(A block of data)

◆ ◆ ◆ ◆

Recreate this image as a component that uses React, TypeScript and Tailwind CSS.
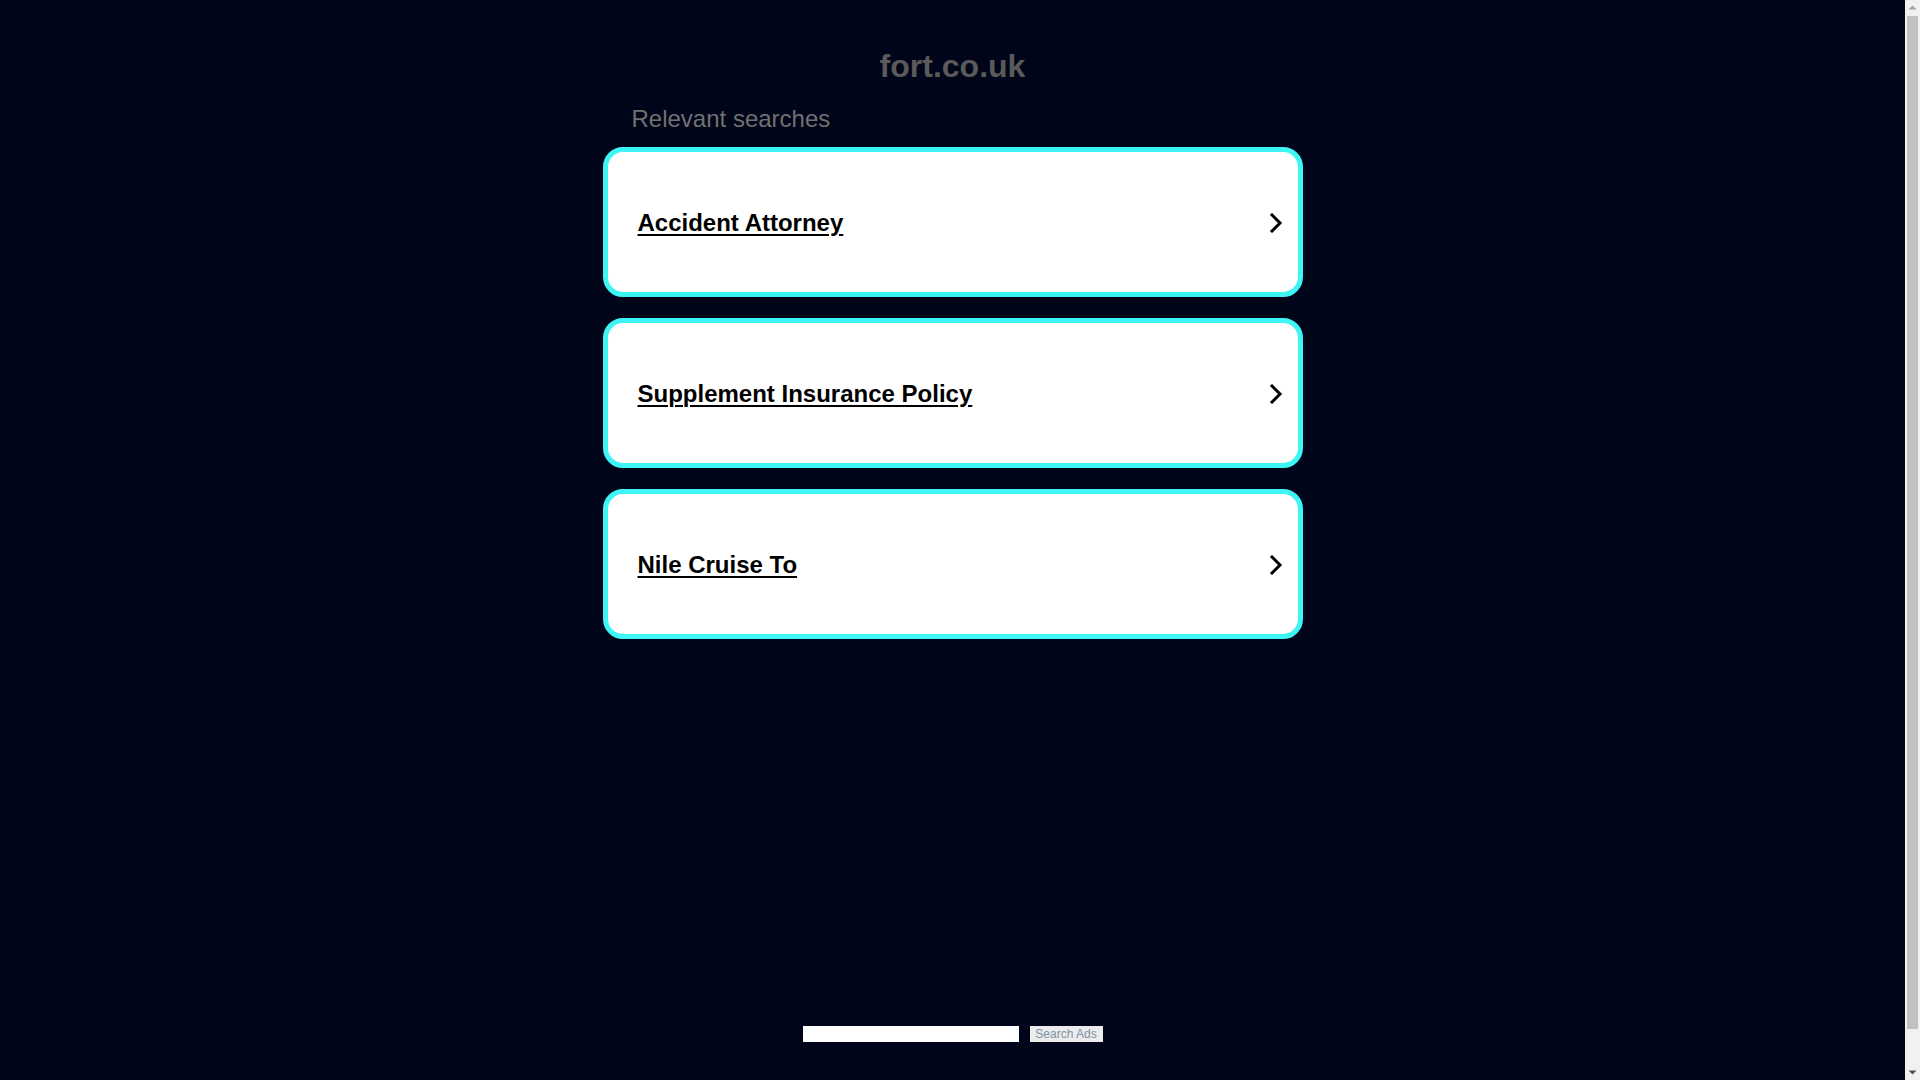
import React from "react";

const items = ["Accident Attorney", "Supplement Insurance Policy", "Nile Cruise To"];

function Chevron() {
  return (
    <svg width="14" height="20" viewBox="0 0 14 20" className="shrink-0 mt-[2px]">
      <polyline points="3,2 11,10 3,18" fill="none" stroke="#000" strokeWidth="3" strokeLinecap="square" strokeLinejoin="miter" />
    </svg>
  );
}

export default function App() {
  return (
    <div className="h-[1080px] flex bg-[#000519] font-['Liberation_Sans',Arial,sans-serif] overflow-hidden">
      <div className="flex-1 flex flex-col">
        <div className="w-[700px] mx-auto pt-[48px]">
          <h1 className="text-[32px] leading-[36px] font-bold text-center text-[#5a5a5a]">fort.co.uk</h1>
          <div className="mt-[21px] pl-[29px] text-[24px] leading-[28px] text-[#717171]">Relevant searches</div>
          <div className="mt-[14px] flex flex-col gap-[21px]">
            {items.map((t) => (
              <a
                key={t}
                href="#"
                className="h-[150px] flex items-center justify-between bg-white border-[5px] border-[#3df5f5] rounded-[20px] pl-[30px] pr-[15px]"
              >
                <span className="mt-[2px] text-[24px] leading-[28px] font-bold text-black underline underline-offset-[3px] decoration-2">{t}</span>
                <Chevron />
              </a>
            ))}
          </div>
        </div>
        <div className="mt-[387px] flex justify-center items-center gap-[11px]">
          <input type="text" className="w-[216px] h-[16px] bg-white border-0 outline-none p-0" />
          <button className="w-[73px] h-[16px] bg-[#ececec] text-[#7d91a5] text-[12px] leading-[16px] p-0 border-0">Search Ads</button>
        </div>
      </div>
      <div className="w-[15px] shrink-0 bg-[#f1f1f1] flex flex-col items-center">
        <svg width="15" height="15" viewBox="0 0 15 15" className="shrink-0">
          <polygon points="3.5,9.5 7.5,5.5 11.5,9.5" fill="#a3a3a3" />
        </svg>
        <div className="w-[11px] flex-1 mt-[1px] mb-[36px] bg-[#c1c1c1]" />
        <svg width="15" height="15" viewBox="0 0 15 15" className="shrink-0">
          <polygon points="3.5,5.5 7.5,9.5 11.5,5.5" fill="#505050" />
        </svg>
      </div>
    </div>
  );
}
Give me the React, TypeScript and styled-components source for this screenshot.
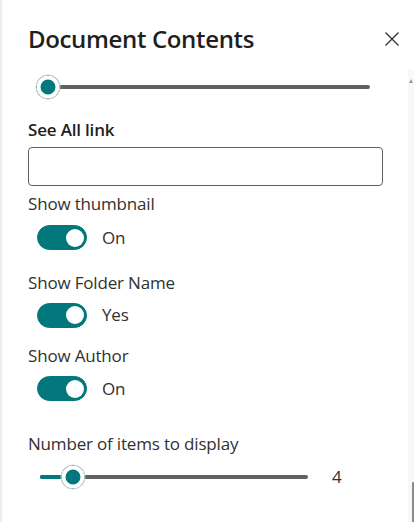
import React from 'react';
import styled, { createGlobalStyle } from 'styled-components';

const teal = '#03787c';
const ink = '#323130';

const GlobalStyle = createGlobalStyle`
  html, body {
    margin: 0;
    padding: 0;
    background: #fff;
  }
  body {
    font-family: 'Open Sans', 'Noto Sans', sans-serif;
    color: ${ink};
  }
`;

const Panel = styled.aside`
  width: 414px;
  height: 522px;
  box-sizing: border-box;
  border-left: 2px solid #ececec;
  display: flex;
  flex-direction: column;
  overflow: hidden;
`;

const Header = styled.header`
  display: flex;
  align-items: center;
  padding: 23px 15px 0 26px;
  flex: 0 0 auto;
`;

const Title = styled.h2`
  margin: 0;
  font-size: 24px;
  line-height: 32px;
  font-weight: 600;
  letter-spacing: -0.35px;
  color: #201f1e;
`;

const CloseButton = styled.button`
  margin-left: auto;
  width: 14px;
  height: 14px;
  padding: 0;
  border: none;
  background: none;
  display: flex;
  color: ${ink};
`;

const Body = styled.div`
  display: flex;
  flex: 1 1 auto;
  min-height: 0;
`;

const Content = styled.div`
  flex: 1 1 auto;
  padding: 19px 0 0 26px;
  display: flex;
  flex-direction: column;
`;

const ScrollTrack = styled.div`
  width: 6px;
  margin-top: 15px;
  background: #f8f8f8;
  display: flex;
  flex-direction: column;
  align-items: flex-end;
  justify-content: space-between;
`;

const ScrollArrow = styled.div`
  margin: 9px 1px 0 0;
  width: 0;
  height: 0;
  border-left: 2px solid transparent;
  border-right: 2px solid transparent;
  border-bottom: 4px solid #9a9a9a;
`;

const ScrollThumb = styled.div`
  width: 2px;
  height: 40px;
  background: #8a8a8a;
  border-radius: 1px 1px 0 0;
`;

const Field = styled.div<{ $top: number }>`
  margin-top: ${(p) => p.$top}px;
  display: flex;
  flex-direction: column;
`;

const Label = styled.label<{ $bold?: boolean; $gap: number }>`
  font-size: 17px;
  line-height: 24px;
  letter-spacing: -0.18px;
  font-weight: ${(p) => (p.$bold ? 600 : 400)};
  color: ${(p) => (p.$bold ? '#201f1e' : ink)};
  margin-bottom: ${(p) => p.$gap}px;
`;

const TextInput = styled.input`
  box-sizing: border-box;
  width: 355px;
  height: 39px;
  border: 1px solid #616161;
  border-radius: 4px;
  padding: 0 10px;
  font: inherit;
  font-size: 17px;
  outline: none;
`;

const ToggleRow = styled.div`
  display: flex;
  align-items: center;
  gap: 15px;
  margin-left: 9px;
  height: 25px;
`;

const ToggleTrack = styled.span<{ $on: boolean }>`
  width: 50px;
  height: 25px;
  box-sizing: border-box;
  border-radius: 13px;
  background: ${(p) => (p.$on ? teal : '#fff')};
  border: 1px solid ${(p) => (p.$on ? teal : '#616161')};
  display: flex;
  align-items: center;
  justify-content: ${(p) => (p.$on ? 'flex-end' : 'flex-start')};
  padding: 0 2.5px;
`;

const ToggleKnob = styled.span`
  width: 18px;
  height: 18px;
  border-radius: 50%;
  background: #fff;
`;

const ToggleText = styled.span`
  font-size: 17px;
  line-height: 24px;
  letter-spacing: -0.18px;
  color: ${ink};
`;

const SliderRow = styled.div<{ $indent: number }>`
  display: flex;
  align-items: center;
  height: 25px;
  padding-left: ${(p) => p.$indent}px;
`;

const Track = styled.div<{ $width: number }>`
  position: relative;
  width: ${(p) => p.$width}px;
  height: 4px;
  border-radius: 2px;
  background: #616161;
`;

const Fill = styled.div`
  height: 100%;
  border-radius: 2px;
  background: ${teal};
`;

const Thumb = styled.span`
  position: absolute;
  top: 50%;
  width: 25px;
  height: 25px;
  box-sizing: border-box;
  border-radius: 50%;
  border: 1px solid #d4d4d4;
  background: ${teal};
  box-shadow: inset 0 0 0 4px #fff;
  transform: translate(-50%, -50%);
`;

const SliderValue = styled.span`
  margin-left: 24px;
  font-size: 17px;
  line-height: 24px;
  color: ${ink};
`;

type SliderProps = {
  indent: number;
  width: number;
  value: number;
  label?: string;
};

function Slider({ indent, width, value, label }: SliderProps) {
  const pct = `${value * 100}%`;
  return (
    <SliderRow $indent={indent}>
      <Track $width={width}>
        <Fill style={{ width: pct }} />
        <Thumb style={{ left: pct }} />
      </Track>
      {label && <SliderValue>{label}</SliderValue>}
    </SliderRow>
  );
}

function Toggle({ on, text }: { on: boolean; text: string }) {
  return (
    <ToggleRow>
      <ToggleTrack $on={on}>
        <ToggleKnob />
      </ToggleTrack>
      <ToggleText>{text}</ToggleText>
    </ToggleRow>
  );
}

export default function App() {
  return (
    <>
      <GlobalStyle />
      <Panel>
        <Header>
          <Title>Document Contents</Title>
          <CloseButton aria-label='Close'>
            <svg width='14' height='14' viewBox='0 0 14 14'>
              <path d='M0.5 0.5 L13.5 13.5 M13.5 0.5 L0.5 13.5' stroke='currentColor' strokeWidth='1.3' fill='none' />
            </svg>
          </CloseButton>
        </Header>
        <Body>
          <Content>
            <Slider indent={20} width={322} value={0} />

            <Field $top={19}>
              <Label $bold $gap={5}>See All link</Label>
              <TextInput type='text' />
            </Field>

            <Field $top={6}>
              <Label $gap={9}>Show thumbnail</Label>
              <Toggle on text='On' />
            </Field>

            <Field $top={20.5}>
              <Label $gap={8}>Show Folder Name</Label>
              <Toggle on text='Yes' />
            </Field>

            <Field $top={16}>
              <Label $gap={8.5}>Show Author</Label>
              <Toggle on text='On' />
            </Field>

            <Field $top={31}>
              <Label $gap={8.5}>Number of items to display</Label>
              <Slider indent={12} width={268} value={0.122} label='4' />
            </Field>
          </Content>
          <ScrollTrack>
            <ScrollArrow />
            <ScrollThumb />
          </ScrollTrack>
        </Body>
      </Panel>
    </>
  );
}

◆ ◆ ◆ ◆

Exercise brief: Return each full line of the entries that contains the word "TypeScript".

Response:
Recreate this image as a component that uses React, TypeScript and Tailwind CSS.
Give me the React, TypeScript and styled-components source for this screenshot.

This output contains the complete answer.